The court reviewed the evidence and disagreed with the contractor. It was undisputed that the reverse signal did not function immediately after the accident. Further, there was no evidence that the alarm was working just before the accident. No person came forward to state that the alarm was or was not working properly. The driver of the truck was inside the cab with the windows up and the radio on and could not hear the alarm.
Although there was no compelling evidence as to when the alarm stopped working—before, during, or after the accident—the court ruled that as long as the hearing officer’s conclusion was based on “some evidence,” it was not an abuse of discretion.
After the hearing, the contractor raised, for the first time, an argument that it could not legally be held liable for a “first-time failure” of its equipment. On this basis, it requested a rehearing. Since the hearing officer did not grant the rehearing, the contractor raised this failure on appeal, claiming it too was an abuse of discretion.
The contractor cited Ohio Supreme Court authority holding that “first time failure of a safety device cannot sustain a finding of a violation of a specific safety requirement.” This argument would, if made at the appropriate time, provide a strong defense to the VSSR claim.
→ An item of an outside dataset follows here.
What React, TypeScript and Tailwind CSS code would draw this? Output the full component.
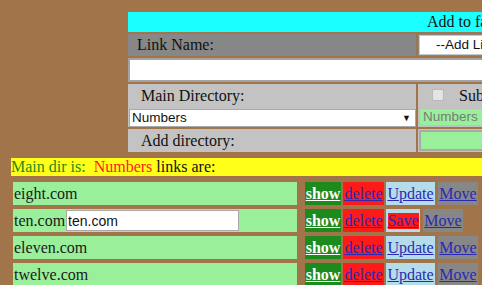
import React from 'react';

const links = ['eight.com', 'ten.com', 'eleven.com', 'twelve.com'];

const serif = "font-['Liberation_Serif','Times_New_Roman',serif]";
const sans = "font-['Liberation_Sans',Arial,sans-serif]";

const LinkRow: React.FC<{ name: string; editing?: boolean }> = ({ name, editing }) => {
  return (
    <div className="flex h-[23px] items-stretch">
      <div className="ml-[13px] flex w-[284px] items-center bg-[#9aef9a] pl-[1px] text-[16px] text-[#1a1a1a]">
        {name}
        {editing && (
          <input
            defaultValue={name}
            className={`${sans} ml-[1px] h-[21px] w-[173px] border border-[#a9a9a9] bg-white px-[1px] text-[14px] text-[#111] outline-none`}
          />
        )}
      </div>
      <div className="ml-[8px] flex items-stretch gap-[2px]">
        <a className="flex w-[36px] items-center justify-center bg-[#1d8a1d] font-bold text-white underline">show</a>
        <a className="flex w-[41px] items-center justify-center bg-[#ff1a1a] text-[#2a2ab0] underline">delete</a>
        {editing ? (
          <div className="flex w-[34px] items-center justify-center bg-[#b4dcea] p-[1px]">
            <a className="flex h-[16px] w-[31px] items-center justify-center bg-[#ff1a1a] text-[#2a2ab0] underline">Save</a>
          </div>
        ) : (
          <a className="flex w-[49px] items-center justify-center bg-[#b4dcea] text-[#2a2ab0] underline">Update</a>
        )}
        <a className="ml-[1px] flex w-[40px] items-center justify-center bg-[#878787] text-[#2a2ab0] underline">Move</a>
      </div>
    </div>
  );
};

const App: React.FC = () => {
  return (
    <div className={`${serif} h-[285px] w-[482px] overflow-hidden bg-[#a27449] text-[16px] leading-none text-[#111]`}>
      <div className="ml-[128px] flex w-[700px] flex-col gap-[2px] pt-[12px]">
        <div className="flex h-[20px] items-center bg-[#1affff] pl-[299px]">Add to favorites</div>
        <div className="flex h-[22px] gap-[2px]">
          <div className="flex w-[288px] items-center bg-[#878787] pl-[9px]">Link Name:</div>
          <div className="flex flex-1 items-center bg-[#878787] pl-[1px]">
            <div className={`${sans} flex h-[20px] w-[200px] items-center border border-[#c8c8c8] bg-white pl-[16px] text-[13.5px]`}>
              --Add Link--
            </div>
          </div>
        </div>
        <div className="h-[24px] border-2 border-[#a3a3a3] bg-white" />
        <div className="flex h-[43px] gap-[2px]">
          <div className="flex w-[288px] flex-col bg-[#c3c3c3]">
            <div className="pl-[13px] pt-[4px]">Main Directory:</div>
            <div className={`${sans} mt-[5px] ml-[1px] flex h-[18px] items-center justify-between border border-[#a9a9a9] bg-white pl-[2px] pr-[4px] text-[13.5px]`}>
              Numbers
              <span className="text-[9px]">▼</span>
            </div>
          </div>
          <div className="flex flex-1 flex-col bg-[#c3c3c3]">
            <div className="flex items-center pl-[14px] pt-[2px]">
              <span className="h-[12px] w-[12px] rounded-[2px] border border-[#b8b8b8] bg-[#e4e4e4]" />
              <span className="ml-[15px] mt-[2px]">Subdirectory:</span>
            </div>
            <div className={`${sans} mt-[4px] ml-[1px] flex h-[18px] w-[150px] items-center border border-[#c0c0c0] bg-[#9aef9a] pl-[3px] text-[13.5px] text-[#7a7a7a]`}>
              Numbers
            </div>
          </div>
        </div>
        <div className="flex h-[23px] gap-[2px]">
          <div className="flex w-[288px] items-center bg-[#c3c3c3] pl-[13px]">Add directory:</div>
          <div className="flex flex-1 items-center bg-[#c3c3c3] pl-[1px]">
            <div className="h-[21px] w-[200px] border-2 border-[#a9a9a9] bg-[#9aef9a]" />
          </div>
        </div>
      </div>
      <div className="ml-[11px] mt-[6px] flex h-[18px] items-center whitespace-pre bg-[#ffff1a]">
        <span className="text-[#1d8a1d]">Main dir is:  </span>
        <span className="text-[#ff1a1a]">Numbers</span>
        <span> links are:</span>
      </div>
      <div className="mt-[6px] flex flex-col gap-[4px]">
        {links.map((l) => (
          <LinkRow key={l} name={l} editing={l === 'ten.com'} />
        ))}
      </div>
    </div>
  );
};

export default App;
Unfortunately for the contractor, however, it failed to make this argument during the original hearing. The court determined that the hearing officer could not make a mistake of law in failing to address the contractor’s defense when the contractor failed to raise it in the first place. The court refused to make it the hearing officer’s duty to raise the contractor’s defenses at the hearing. This decision is consistent with the decisions of almost all appellate courts, which refuse to consider new arguments that were not presented originally to the trial court.